- Data block:
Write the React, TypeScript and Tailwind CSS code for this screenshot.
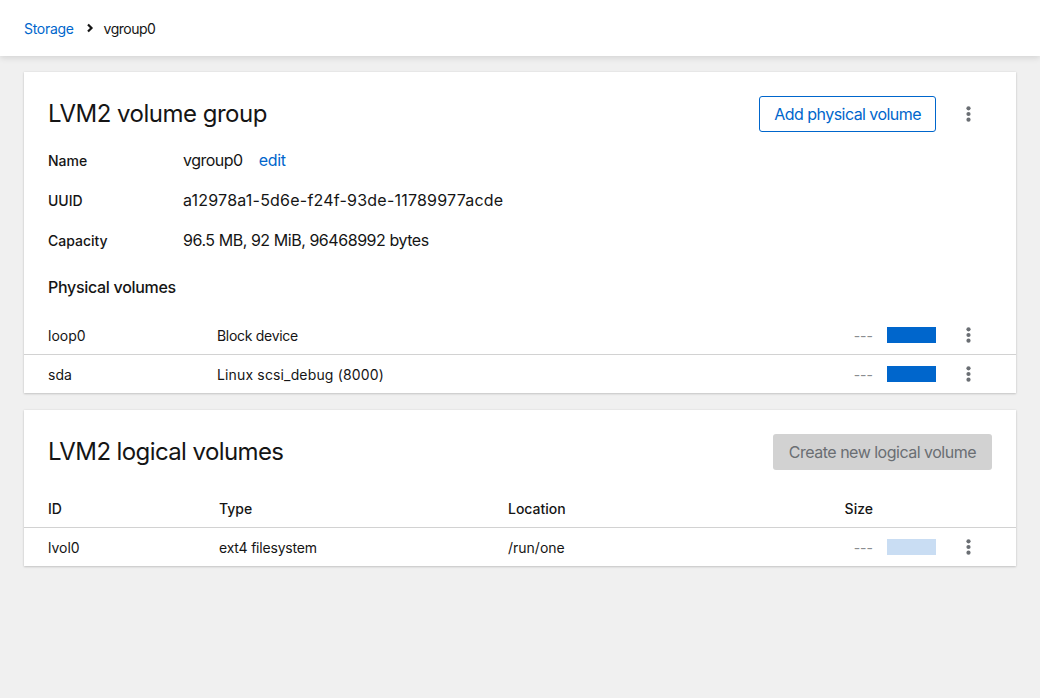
import React from "react";

const Kebab = () => (
  <div className="flex w-[64px] items-center justify-center">
    <svg width="5" height="16" viewBox="0 0 5 16" fill="#6a6e73">
      <circle cx="2.5" cy="2.3" r="2.1" />
      <circle cx="2.5" cy="8" r="2.1" />
      <circle cx="2.5" cy="13.7" r="2.1" />
    </svg>
  </div>
);

const SizeCell = ({ light }: { light?: boolean }) => (
  <div className="flex items-center">
    <span className="text-[14px] text-[#8a8d90]">---</span>
    <div className={`ml-[14px] h-4 w-[49px] ${light ? "bg-[#c9ddf3]" : "bg-[#0066cc]"}`} />
    <Kebab />
  </div>
);

export default function App() {
  return (
    <div
      className="min-h-[698px] w-full bg-[#f0f0f0] text-[#151515]"
      style={{ fontFamily: "Inter, 'Liberation Sans', sans-serif" }}
    >
      <div className="relative z-10 flex h-14 items-center bg-white px-6 shadow-[0_2px_6px_rgba(3,3,3,0.12)]">
        <span className="text-[14px] tracking-[-0.3px] text-[#0066cc]">Storage</span>
        <svg className="ml-[12px] mr-[10px]" width="8" height="10" viewBox="0 0 8 10">
          <path d="M2 1.5 L5.5 5 L2 8.5" fill="none" stroke="#151515" strokeWidth="2.2" />
        </svg>
        <span className="text-[14px] tracking-[-0.5px]">vgroup0</span>
      </div>

      <div className="flex flex-col gap-[17px] p-6 pt-4">
        {/* Card 1 */}
        <div className="bg-white shadow-[0_1px_2px_rgba(3,3,3,0.16),0_0_2px_rgba(3,3,3,0.08)]">
          <div className="mt-6 flex h-9 items-center justify-between pl-6 pr-4">
            <h1 className="text-[24px] leading-9 tracking-[-0.5px]">LVM2 volume group</h1>
            <div className="flex items-center">
              <button className="h-9 rounded-[3px] border border-[#0066cc] px-[14px] text-[16px] tracking-[-0.55px] text-[#0066cc]">
                Add physical volume
              </button>
              <Kebab />
            </div>
          </div>

          <div className="mt-4 flex flex-col gap-4 px-6">
            <div className="flex h-6 items-center">
              <div className="w-[135px] text-[14px] font-medium">Name</div>
              <div className="text-[16px] tracking-[-0.5px]">vgroup0</div>
              <div className="ml-4 text-[16px] tracking-[-0.3px] text-[#0066cc]">edit</div>
            </div>
            <div className="flex h-6 items-center">
              <div className="w-[135px] text-[14px] font-medium">UUID</div>
              <div className="text-[16px] tracking-[0.22px]">a12978a1-5d6e-f24f-93de-11789977acde</div>
            </div>
            <div className="flex h-6 items-center">
              <div className="w-[135px] text-[14px] font-medium">Capacity</div>
              <div className="text-[16px] tracking-[-0.45px]">96.5 MB, 92 MiB, 96468992 bytes</div>
            </div>
          </div>

          <div className="mt-[23px] flex h-6 items-center px-6 text-[16px] font-medium tracking-[-0.3px]">
            Physical volumes
          </div>

          <div className="mt-[17px]">
            <div className="flex h-[39px] items-center border-b border-[#d2d2d2] pl-6 pr-4 text-[14px]">
              <div className="w-[169px]">loop0</div>
              <div className="flex-1 tracking-[-0.3px]">Block device</div>
              <SizeCell />
            </div>
            <div className="flex h-[38px] items-center pl-6 pr-4 text-[14px]">
              <div className="w-[169px]">sda</div>
              <div className="flex-1 tracking-[0.15px]">Linux scsi_debug (8000)</div>
              <SizeCell />
            </div>
          </div>
        </div>

        {/* Card 2 */}
        <div className="bg-white shadow-[0_1px_2px_rgba(3,3,3,0.16),0_0_2px_rgba(3,3,3,0.08)]">
          <div className="mt-6 flex h-9 items-center justify-between px-6">
            <h2 className="text-[24px] leading-9 tracking-[-0.6px]">LVM2 logical volumes</h2>
            <button className="h-9 rounded-[3px] bg-[#d2d2d2] px-4 text-[16px] tracking-[-0.5px] text-[#6a6e73]">
              Create new logical volume
            </button>
          </div>

          <div className="mt-[19px] flex h-[39px] items-center border-b border-[#d2d2d2] pl-6 pr-4 text-[14px] font-medium">
            <div className="w-[171px]">ID</div>
            <div className="w-[289px]">Type</div>
            <div className="flex-1">Location</div>
            <div className="text-right">Size</div>
            <div className="w-[127px]" />
          </div>
          <div className="flex h-[38px] items-center pl-6 pr-4 text-[14px]">
            <div className="w-[171px]">lvol0</div>
            <div className="w-[289px] tracking-[-0.2px]">ext4 filesystem</div>
            <div className="flex-1">/run/one</div>
            <SizeCell light />
          </div>
        </div>
      </div>
    </div>
  );
}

- Requirement:
Copy out the listing exactly as it stands, but not the pictures.

- The response:
Write the React, TypeScript and Tailwind CSS code for this screenshot.
import React from "react";

const Kebab = () => (
  <div className="flex w-[64px] items-center justify-center">
    <svg width="5" height="16" viewBox="0 0 5 16" fill="#6a6e73">
      <circle cx="2.5" cy="2.3" r="2.1" />
      <circle cx="2.5" cy="8" r="2.1" />
      <circle cx="2.5" cy="13.7" r="2.1" />
    </svg>
  </div>
);

const SizeCell = ({ light }: { light?: boolean }) => (
  <div className="flex items-center">
    <span className="text-[14px] text-[#8a8d90]">---</span>
    <div className={`ml-[14px] h-4 w-[49px] ${light ? "bg-[#c9ddf3]" : "bg-[#0066cc]"}`} />
    <Kebab />
  </div>
);

export default function App() {
  return (
    <div
      className="min-h-[698px] w-full bg-[#f0f0f0] text-[#151515]"
      style={{ fontFamily: "Inter, 'Liberation Sans', sans-serif" }}
    >
      <div className="relative z-10 flex h-14 items-center bg-white px-6 shadow-[0_2px_6px_rgba(3,3,3,0.12)]">
        <span className="text-[14px] tracking-[-0.3px] text-[#0066cc]">Storage</span>
        <svg className="ml-[12px] mr-[10px]" width="8" height="10" viewBox="0 0 8 10">
          <path d="M2 1.5 L5.5 5 L2 8.5" fill="none" stroke="#151515" strokeWidth="2.2" />
        </svg>
        <span className="text-[14px] tracking-[-0.5px]">vgroup0</span>
      </div>

      <div className="flex flex-col gap-[17px] p-6 pt-4">
        {/* Card 1 */}
        <div className="bg-white shadow-[0_1px_2px_rgba(3,3,3,0.16),0_0_2px_rgba(3,3,3,0.08)]">
          <div className="mt-6 flex h-9 items-center justify-between pl-6 pr-4">
            <h1 className="text-[24px] leading-9 tracking-[-0.5px]">LVM2 volume group</h1>
            <div className="flex items-center">
              <button className="h-9 rounded-[3px] border border-[#0066cc] px-[14px] text-[16px] tracking-[-0.55px] text-[#0066cc]">
                Add physical volume
              </button>
              <Kebab />
            </div>
          </div>

          <div className="mt-4 flex flex-col gap-4 px-6">
            <div className="flex h-6 items-center">
              <div className="w-[135px] text-[14px] font-medium">Name</div>
              <div className="text-[16px] tracking-[-0.5px]">vgroup0</div>
              <div className="ml-4 text-[16px] tracking-[-0.3px] text-[#0066cc]">edit</div>
            </div>
            <div className="flex h-6 items-center">
              <div className="w-[135px] text-[14px] font-medium">UUID</div>
              <div className="text-[16px] tracking-[0.22px]">a12978a1-5d6e-f24f-93de-11789977acde</div>
            </div>
            <div className="flex h-6 items-center">
              <div className="w-[135px] text-[14px] font-medium">Capacity</div>
              <div className="text-[16px] tracking-[-0.45px]">96.5 MB, 92 MiB, 96468992 bytes</div>
            </div>
          </div>

          <div className="mt-[23px] flex h-6 items-center px-6 text-[16px] font-medium tracking-[-0.3px]">
            Physical volumes
          </div>

          <div className="mt-[17px]">
            <div className="flex h-[39px] items-center border-b border-[#d2d2d2] pl-6 pr-4 text-[14px]">
              <div className="w-[169px]">loop0</div>
              <div className="flex-1 tracking-[-0.3px]">Block device</div>
              <SizeCell />
            </div>
            <div className="flex h-[38px] items-center pl-6 pr-4 text-[14px]">
              <div className="w-[169px]">sda</div>
              <div className="flex-1 tracking-[0.15px]">Linux scsi_debug (8000)</div>
              <SizeCell />
            </div>
          </div>
        </div>

        {/* Card 2 */}
        <div className="bg-white shadow-[0_1px_2px_rgba(3,3,3,0.16),0_0_2px_rgba(3,3,3,0.08)]">
          <div className="mt-6 flex h-9 items-center justify-between px-6">
            <h2 className="text-[24px] leading-9 tracking-[-0.6px]">LVM2 logical volumes</h2>
            <button className="h-9 rounded-[3px] bg-[#d2d2d2] px-4 text-[16px] tracking-[-0.5px] text-[#6a6e73]">
              Create new logical volume
            </button>
          </div>

          <div className="mt-[19px] flex h-[39px] items-center border-b border-[#d2d2d2] pl-6 pr-4 text-[14px] font-medium">
            <div className="w-[171px]">ID</div>
            <div className="w-[289px]">Type</div>
            <div className="flex-1">Location</div>
            <div className="text-right">Size</div>
            <div className="w-[127px]" />
          </div>
          <div className="flex h-[38px] items-center pl-6 pr-4 text-[14px]">
            <div className="w-[171px]">lvol0</div>
            <div className="w-[289px] tracking-[-0.2px]">ext4 filesystem</div>
            <div className="flex-1">/run/one</div>
            <SizeCell light />
          </div>
        </div>
      </div>
    </div>
  );
}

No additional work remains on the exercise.